The team used additional models to figure out how much fishing impacts forage stocks and the predators that depend on them. They found that, under the conventional management target called maximum sustainable yield, forage fisheries have a 42% chance of collapsing. If fishing rates are cut in half, the likelihood of collapse falls to 6%. Lessening fishing pressure will also speed their recovery if their populations crash from natural causes. "They have a much better chance of rebounding if you don't hit them when they're down," Pikitch says. Predator populations also benefit from reduced fishing; under conventional management of forage fisheries, predator populations are likely to decline on average 28% over 50 years, compared to an 11% drop if fishing rates are halved. These findings generally match other model results published last year.
The team wanted to come up with recommendations that would provide at least 95% certainty that forage fishing would not put predators at risk of extinction. Using established criteria from the International Union for Conservation of Nature, they calculated the type of fishing management that would be most safe. The best strategy is to gradually tighten fishing limits as the size of the population shrinks. There should also be a hard stop: At no point should fishing remove more than 60% of the population that would be there if no fishing took place. (This is the unfished biomass, defined as the long-term average without fishing.) This strategy has the highest chance of preventing seabird populations, which are the most vulnerable type of predators, from declining badly enough to put them at risk of extinction. In December, one member of the panel published a paper that coined the slogan, "Leave one-third for the birds."

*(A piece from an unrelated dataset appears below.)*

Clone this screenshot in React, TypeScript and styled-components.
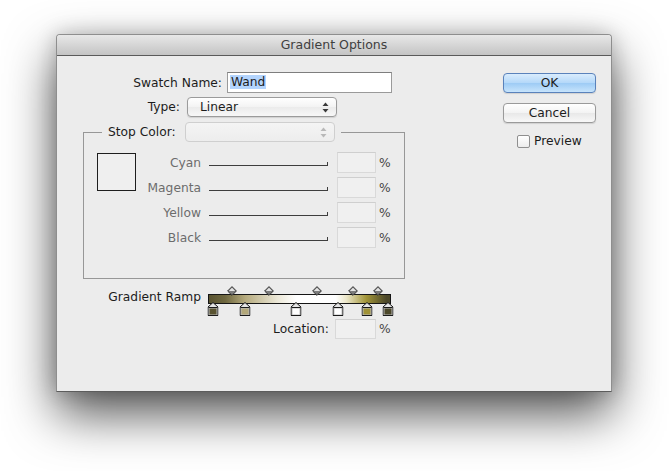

The team also recommends that managers take a precautionary approach to setting targets for population size, arguing that only 20% of unfinished biomass should be removed when data on population dynamics and predators are lacking. That figure rises to 70% for the best-understood fisheries. For the majority of fisheries that fall in between, the amount of fish caught should not exceed 40%, which is half the percentage typically allowed under current standards. This overall approach is incorporated in guidance from the U.S. National Oceanic and Atmospheric Administration, but not necessarily in less well-managed fisheries.
Fishing less could actually have an economic payoff, the team found. The logic is simple: Forage fish are worth more when left in the ocean, because the predatory fish that eat them can be sold for more money. Based on the computer models of 72 ecosystems, the researchers found that the global value of forage fish caught is $5.6 billion a year, while those in the ocean contribute twice that amount to other fisheries. "It will get people to think about fish differently," Pikitch says. "They have an important value in the ecosystem, and that value can translate into big dollars."
Further analysis could result in bigger value, Pikitch adds, if researchers account for benefits to recreational fisheries and ecotourism activities such as whale watching. Ray Hilborn of the University of Washington, Seattle, who wasn't involved, calls the finding "an important result" but suspects that the economic impact of restricting forage fishing will vary depending on the details of the fisheries.
The advice to cut fishing is "reasonable and most likely a very prudent course of action," says Les Kaufmam, an ecologist at Boston University and Conservation International, but it won't be easy to convince some fishing communities. "I expect a lot of pushback on this one because people will perceive their local situations as different." The economic tradeoffs may also vary by locale: Reducing the catch of herring might hurt that segment of the fishing fleet while boosting the bottom line of those who catch salmon.